As I understand it you are writing functions to execute from your client code. The entirety of a function execution will always be within one transaction, whether or not you explicitly BEGIN a transaction, although you can use subtransactions in plpgsql by coding a BEGIN/END block with an EXCEPTION clause. Such subtransactions are not free, so you want to use them only when really needed.

Where invariants necessary to enforce business rules can be stated declaratively, that is almost always better than enforcing them with imperative code in a trigger. CHECK constraints, PRIMARY KEY constraints, FOREIGN KEY constraints, UNIQUE constraints, and (a feature unique to PostgreSQL) EXCLUSION constraints should all be used instead of trigger code when they cover the use case.

If you are using PostgreSQL version 9.1 or later, the biggest decision to make before you get started is what strategy you will use for dealing with race conditions between concurrent transactions. The two main choices are whether to try to track all possible conflicts and deal with the issues in application code, or use just serializable transactions (you can make that default in your postgresql.conf file) and let PostgreSQL sort things out. The best write-up I’ve seen on the former is here: http://www.postgresql.org/files/developer/concurrency.pdf while links regarding the latter are:

http://www.postgresql.org/docs/current/interactive/mvcc.html

http://wiki.postgresql.org/wiki/SSI

If you use SERIALIZABLE or even REPEATABLE READ transactions you should run queries in some way that provides generalized handling of serialization failures; that is, if the transaction throws an exception with SQLSTATE set to ‘40001’ or ’40P01′ you should rollback the failed transaction and retry it from the start. You don’t want to embed the logic for that in application code each place you run a query. Many development frameworks these days allow transactional annotations which make this easy to implement. We only use serializable transactions at our shop, and it really does simplify things to know that if you can show that a transaction does the right thing by itself, it will do the right thing in any mix of transactions without any special coding to ensure that (beyond handling serialization failures as mentioned above).

Note that due to the use of Serializable Snapshot Isolation the performance of PostgreSQL using serializable transactions is very close to less strict isolation levels for many workloads; if you’ve been shying away from the idea because of fears about blocking and deadlocks — don’t. Serializable transactions in PostgreSQL 9.1 don’t have those problems like databases using strict two-phase locking (S2PL) do.

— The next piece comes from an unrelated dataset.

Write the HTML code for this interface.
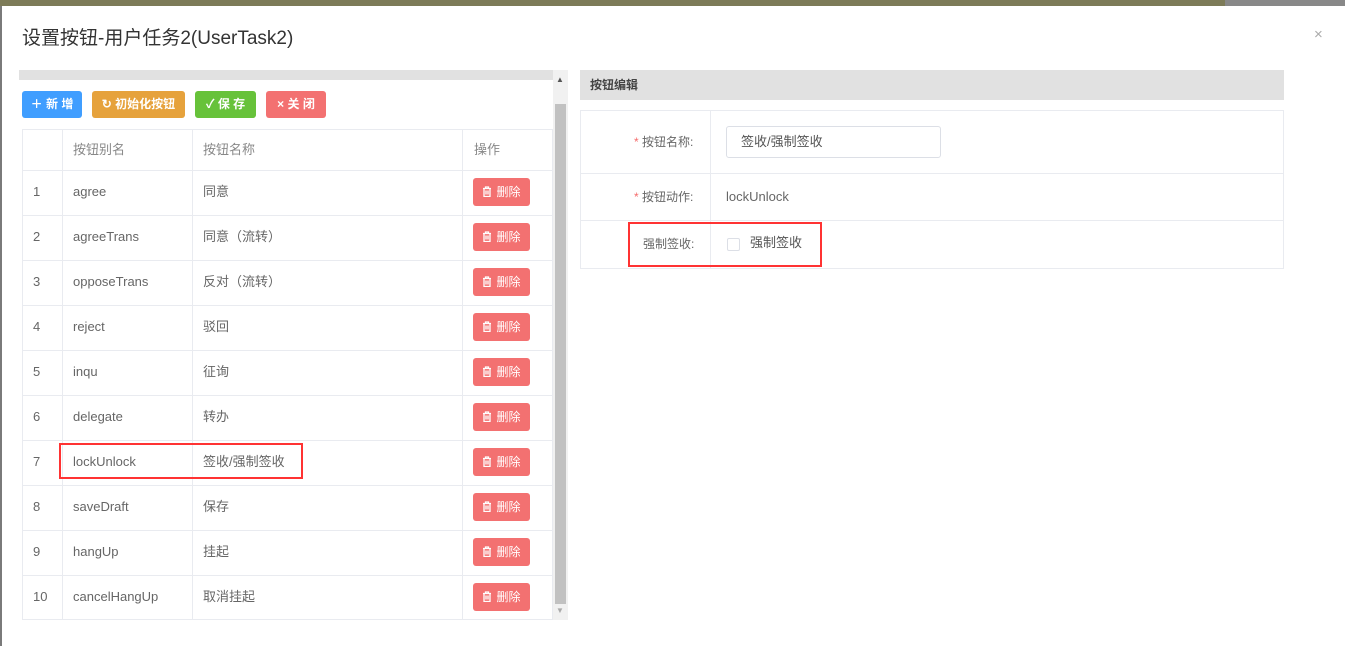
<!DOCTYPE html>
<html><head><meta charset="utf-8"><style>
*{margin:0;padding:0;box-sizing:border-box}
body{width:1345px;height:627px;overflow:hidden;background:#7a7a7a;font-family:"Liberation Sans","Noto Sans CJK SC",sans-serif;position:relative}
.a{position:absolute}
.modal{left:2px;top:6px;width:1343px;height:640px;background:#fff}
.t{font-size:13px;color:#666}
.c{position:absolute;font-size:13px;color:#666;height:45px;line-height:44px;white-space:nowrap}
.btn{position:absolute;top:91px;height:27px;border-radius:3px;color:#fff;font-size:12px;font-weight:bold;line-height:27px;text-align:center}
.del{position:absolute;left:473px;width:57px;height:28px;background:#f37171;border-radius:3px;color:#fff;font-size:12px;line-height:28px;text-align:center}
.hl{background:#e9ebf0}
.lb{position:absolute;font-size:12px;color:#666;line-height:16px}
</style></head><body>
<div class="a" style="left:0;top:0;width:1345px;height:6px;background:#7d7b58"></div>
<div class="a" style="left:1225px;top:0;width:120px;height:6px;background:#888"></div>
<div class="a modal"></div>
<div class="a" style="left:22px;top:26px;font-size:19px;color:#333;line-height:26px">设置按钮-用户任务2(UserTask2)</div>
<div class="a" style="left:1314px;top:26px;font-size:15px;color:#aaa">×</div>
<div class="a" style="left:19px;top:70px;width:534px;height:10px;background:#e1e1e1"></div>
<div class="a" style="left:553px;top:70px;width:15px;height:550px;background:#f1f1f1"></div>
<div class="a" style="left:555px;top:104px;width:11px;height:500px;background:#c1c1c1"></div>
<div class="a" style="left:556px;top:75px;font-size:8px;color:#555">▲</div>
<div class="a" style="left:556px;top:606px;font-size:8px;color:#aaa">▼</div>
<div class="btn" style="left:22px;width:60px;background:#409eff">＋ 新 增</div>
<div class="btn" style="left:92px;width:93px;background:#e6a23c">↻ 初始化按钮</div>
<div class="btn" style="left:195px;width:61px;background:#67c23a">✓ 保 存</div>
<div class="btn" style="left:266px;width:60px;background:#f37171">× 关 闭</div>
<div class="a" style="left:22px;top:129px;width:531px;height:491px;border:1px solid #e9ebf0"></div>
<div class="a hl" style="left:62px;top:130px;width:1px;height:490px"></div>
<div class="a hl" style="left:192px;top:130px;width:1px;height:490px"></div>
<div class="a hl" style="left:462px;top:130px;width:1px;height:490px"></div>
<div class="c" style="left:73px;top:128px;color:#888">按钮别名</div>
<div class="c" style="left:203px;top:128px;color:#888">按钮名称</div>
<div class="c" style="left:474px;top:128px;color:#888">操作</div>
<div id="rows"></div>
<script>
var d=[["agree","同意"],["agreeTrans","同意（流转）"],["opposeTrans","反对（流转）"],["reject","驳回"],["inqu","征询"],["delegate","转办"],["lockUnlock","签收/强制签收"],["saveDraft","保存"],["hangUp","挂起"],["cancelHangUp","取消挂起"]];
var h="";
var ic='<svg width="10" height="11" viewBox="0 0 10 11" style="vertical-align:-1px;margin-right:4px"><path d="M1 2.5h8M3.5 2.5V1h3v1.5M2 2.5v8h6v-8M4 4.5v4M6 4.5v4" stroke="#fff" stroke-width="1.3" fill="none"/></svg>';
for(var i=0;i<10;i++){var y=170+45*i;
h+='<div class="a hl" style="left:23px;top:'+y+'px;width:530px;height:1px"></div>';
h+='<div class="c" style="left:33px;top:'+y+'px">'+(i+1)+'</div>';
h+='<div class="c" style="left:73px;top:'+y+'px">'+d[i][0]+'</div>';
h+='<div class="c" style="left:203px;top:'+y+'px">'+d[i][1]+'</div>';
h+='<div class="del" style="top:'+(y+8)+'px">'+ic+'删除</div>';}
document.getElementById("rows").innerHTML=h;
</script>
<div class="a" style="left:59px;top:443px;width:244px;height:36px;border:2px solid #f33"></div>
<div class="a" style="left:580px;top:70px;width:704px;height:30px;background:#e1e1e1;font-size:12px;color:#444;font-weight:bold;padding:0 10px;line-height:30px">按钮编辑</div>
<div class="a" style="left:580px;top:110px;width:704px;height:159px;border:1px solid #e9ebf0"></div>
<div class="a hl" style="left:710px;top:110px;width:1px;height:158px"></div>
<div class="a hl" style="left:581px;top:173px;width:702px;height:1px"></div>
<div class="a hl" style="left:581px;top:220px;width:702px;height:1px"></div>
<div class="lb" style="left:634px;top:134px"><span style="color:#f56c6c">*</span> 按钮名称:</div>
<div class="a" style="left:726px;top:126px;width:215px;height:32px;border:1px solid #dcdfe6;border-radius:3px;font-size:13px;color:#555;padding:0 14px;line-height:30px">签收/强制签收</div>
<div class="lb" style="left:634px;top:189px"><span style="color:#f56c6c">*</span> 按钮动作:</div>
<div class="a" style="left:726px;top:189px;font-size:13px;color:#666;line-height:16px">lockUnlock</div>
<div class="lb" style="left:643px;top:236px">强制签收:</div>
<div class="a" style="left:727px;top:238px;width:13px;height:13px;border:1px solid #dcdfe6;border-radius:2px"></div>
<div class="a" style="left:750px;top:235px;font-size:13px;color:#555;line-height:16px">强制签收</div>
<div class="a" style="left:628px;top:222px;width:194px;height:45px;border:2px solid #f33"></div>
</body></html>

Full disclosure: In a joint effort with Dan R.K. Ports of MIT, and based on papers by Michael J. Cahill et all of Sidney University, I helped implement Serializable Snapshot Isolation for PostgreSQL version 9.1, because we needed the functionality at my workplace. I don’t get any financial benefit from anyone else using it, but I personally feel this is generally the way to go. That is more, I hope, the reason I worked on the feature rather than a result of having worked on the feature.